Jan Brewer Broadens Hateful Driver's License Ban Beyond DREAMers
Don't know how many of you are familiar with British conspiracy theorist David Icke, the guy who believes a secret race of shape-shifting lizard people have populated the planet in the guise of our political and cultural leaders, but I'm beginning to believe Icke's not spouting bunkum and has been right all along.
How else to explain someone as pro-actively hateful as Arizona Governor Jan Brewer, and her mean-spirited policy of denying driver's licenses to DREAMers who qualify for President Obama's Deferred Action for Childhood Arrivals?
Jan Brewer minus the makeup? I'll never tell...

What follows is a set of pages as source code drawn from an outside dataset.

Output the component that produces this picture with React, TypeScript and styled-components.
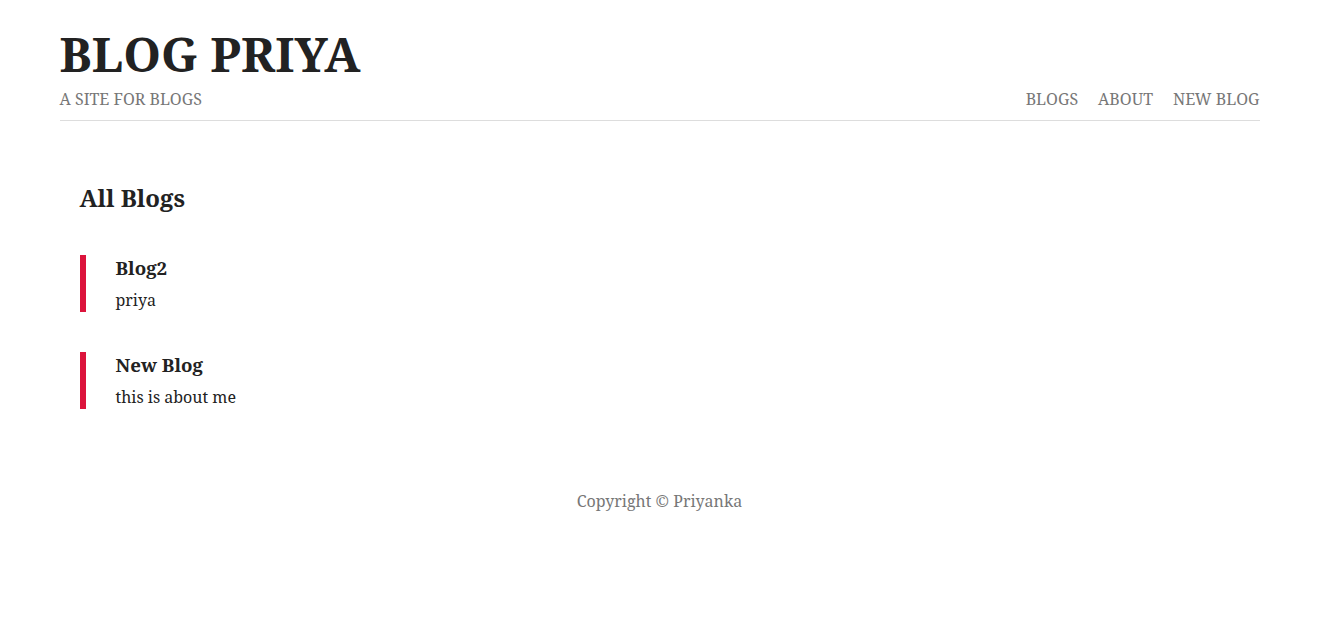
import styled, { createGlobalStyle } from "styled-components";

const GlobalStyle = createGlobalStyle`
  body {
    margin: 0;
    background: #fff;
    color: #222;
    font-family: "Noto Serif", "DejaVu Serif", "Liberation Serif", serif;
  }
`;

const blogs = [
  { title: "Blog2", body: "priya" },
  { title: "New Blog", body: "this is about me" },
];

const App = () => (
  <>
    <GlobalStyle />
    <PageStyle>
      <HeaderStyle>
        <SiteTitle>BLOG PRIYA</SiteTitle>
        <HeaderBarStyle>
          <Tagline>A SITE FOR BLOGS</Tagline>
          <NavStyle>
            <NavLink href="#">BLOGS</NavLink>
            <NavLink href="#">ABOUT</NavLink>
            <NavLink href="#">NEW BLOG</NavLink>
          </NavStyle>
        </HeaderBarStyle>
      </HeaderStyle>
      <MainStyle>
        <Heading>All Blogs</Heading>
        <BlogListStyle>
          {blogs.map((blog) => (
            <BlogItemStyle key={blog.title}>
              <BlogTitle>{blog.title}</BlogTitle>
              <BlogBody>{blog.body}</BlogBody>
            </BlogItemStyle>
          ))}
        </BlogListStyle>
      </MainStyle>
      <FooterStyle>Copyright © Priyanka</FooterStyle>
    </PageStyle>
  </>
);

const PageStyle = styled.div`
  width: 1200px;
  margin: 0 auto;
`;

const HeaderStyle = styled.header`
  padding-top: 26px;
  border-bottom: 1px solid #ddd;
`;

const SiteTitle = styled.h1`
  margin: 0;
  font-size: 48px;
  line-height: 56px;
  font-weight: 700;
  color: #222;
`;

const HeaderBarStyle = styled.div`
  display: flex;
  justify-content: space-between;
  align-items: baseline;
  padding: 6px 0 10px;
`;

const Tagline = styled.span`
  font-size: 16px;
  color: #777;
`;

const NavStyle = styled.nav`
  display: flex;
  gap: 20px;
`;

const NavLink = styled.a`
  font-size: 16px;
  color: #777;
  text-decoration: none;
`;

const MainStyle = styled.main`
  padding: 60px 20px 0;
`;

const Heading = styled.h2`
  margin: 0 0 40px;
  font-size: 24px;
  line-height: 34px;
  font-weight: 700;
`;

const BlogListStyle = styled.div`
  display: flex;
  flex-direction: column;
  gap: 40px;
`;

const BlogItemStyle = styled.article`
  border-left: 6px solid #dc143c;
  padding-left: 30px;
`;

const BlogTitle = styled.h3`
  margin: 0;
  font-size: 18.72px;
  line-height: 26px;
  font-weight: 700;
`;

const BlogBody = styled.p`
  margin: 7px 0 0;
  font-size: 16px;
  line-height: 24px;
`;

const FooterStyle = styled.footer`
  margin-top: 81px;
  text-align: center;
  font-size: 16px;
  color: #777;
`;

export default App;
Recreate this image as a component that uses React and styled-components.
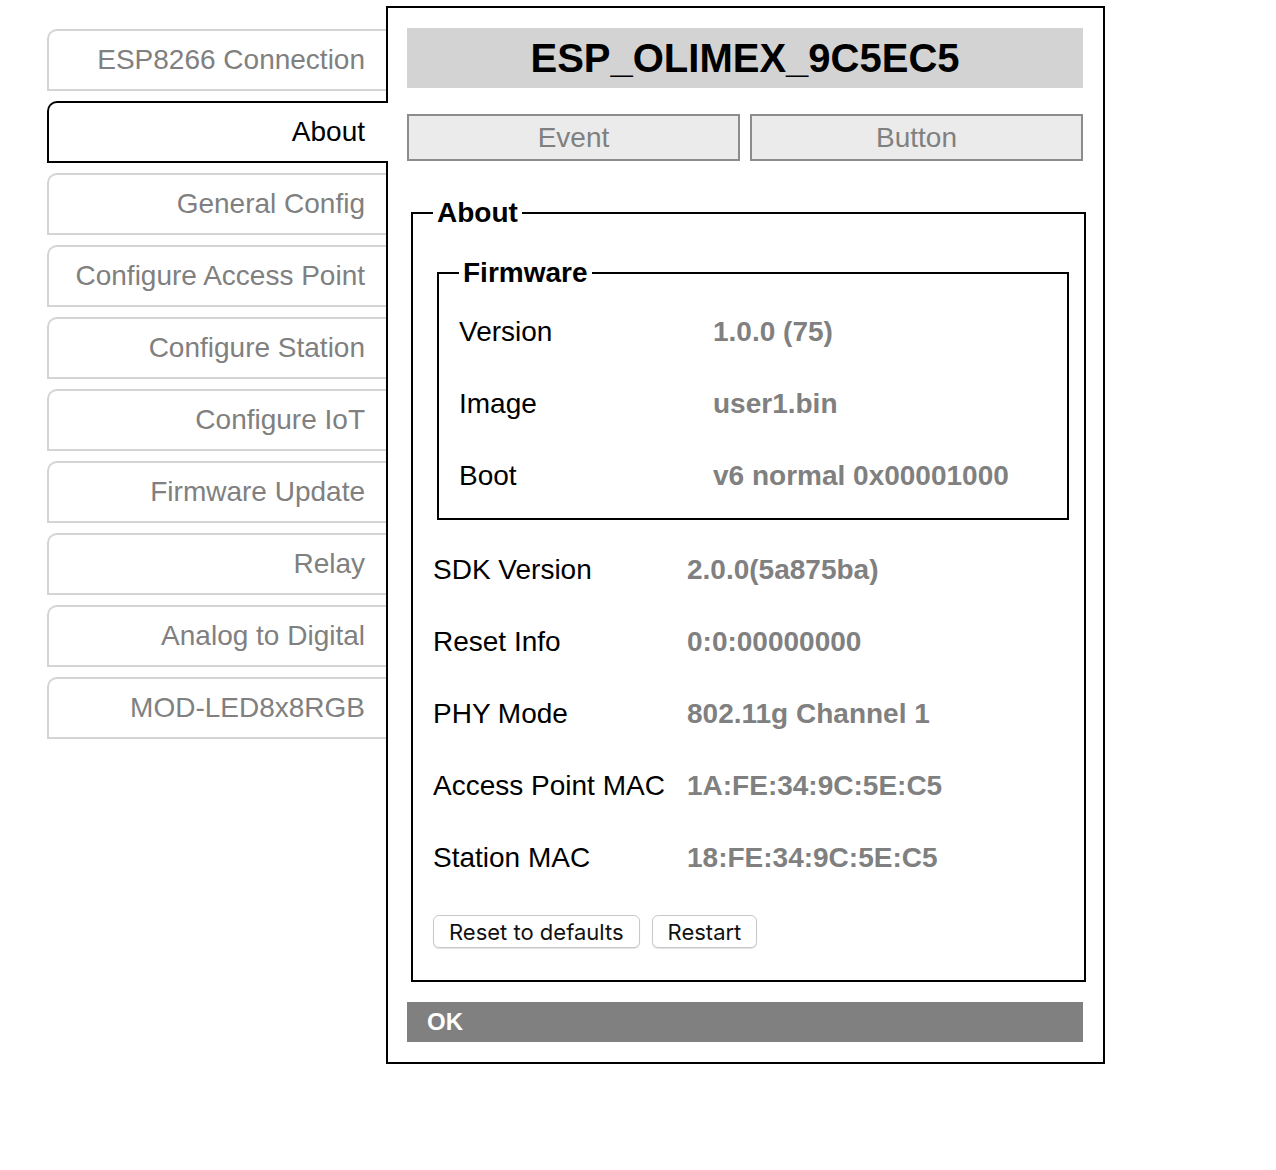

Well, on Tuesday, Brewer removed all doubt with a filing in federal court as part of her defense of her 2012 executive order preventing law-abiding DREAMers, brought to this country while tots, from obtaining licenses to drive.
See, before Brewer's order, the Arizona Department of Transportation issued driver's licenses to all persons granted deferred action by the feds.
As proof of their deferred status, applicants were required to present a federally-issued employment authorization card, proving they were "authorized under federal law" to remain in the United States.
But in a fit of political spite aimed at the Obama administration, Brewer issued her executive order carving out an exception in ADOT policy, so as to deny DREAMers driver's licenses.
Brewer made clear her bigoted intent on the day of her executive order, declaring in her semi-illiterate way, that the policy meant, "No driver's license to illegal people [sic]."
As a result, the ACLU and other civil rights groups sued on behalf of the Arizona Dream Act Coalition, seeking a preliminary injunction against the governor's order on the grounds that it violated the Supremacy Clause of the U.S. Constitution as well as the 14th Amendment's guarantee of equal protection under the law.
In May, U.S. District Court Judge David G. Campbell ruled against ADAC on the Supremacy Clause claim, dismissing it entirely.
But he rejected Brewer and ADOT's request for dismissal on the equal protection claim, agreeing with the plaintiffs that, "DACA recipients are similarly situated to other noncitizens holding [EACs] who are eligible to obtain driver's licenses in Arizona."
Campbell found that the claim fell short of the high bar for an injunction, while stating that the plaintiffs were likely to prevail in their assertion that Brewer's order was discriminatory.
Faced with an inevitable loss, Brewer and ADOT told the court that they would be reviewing state regulations, signaling a possible change.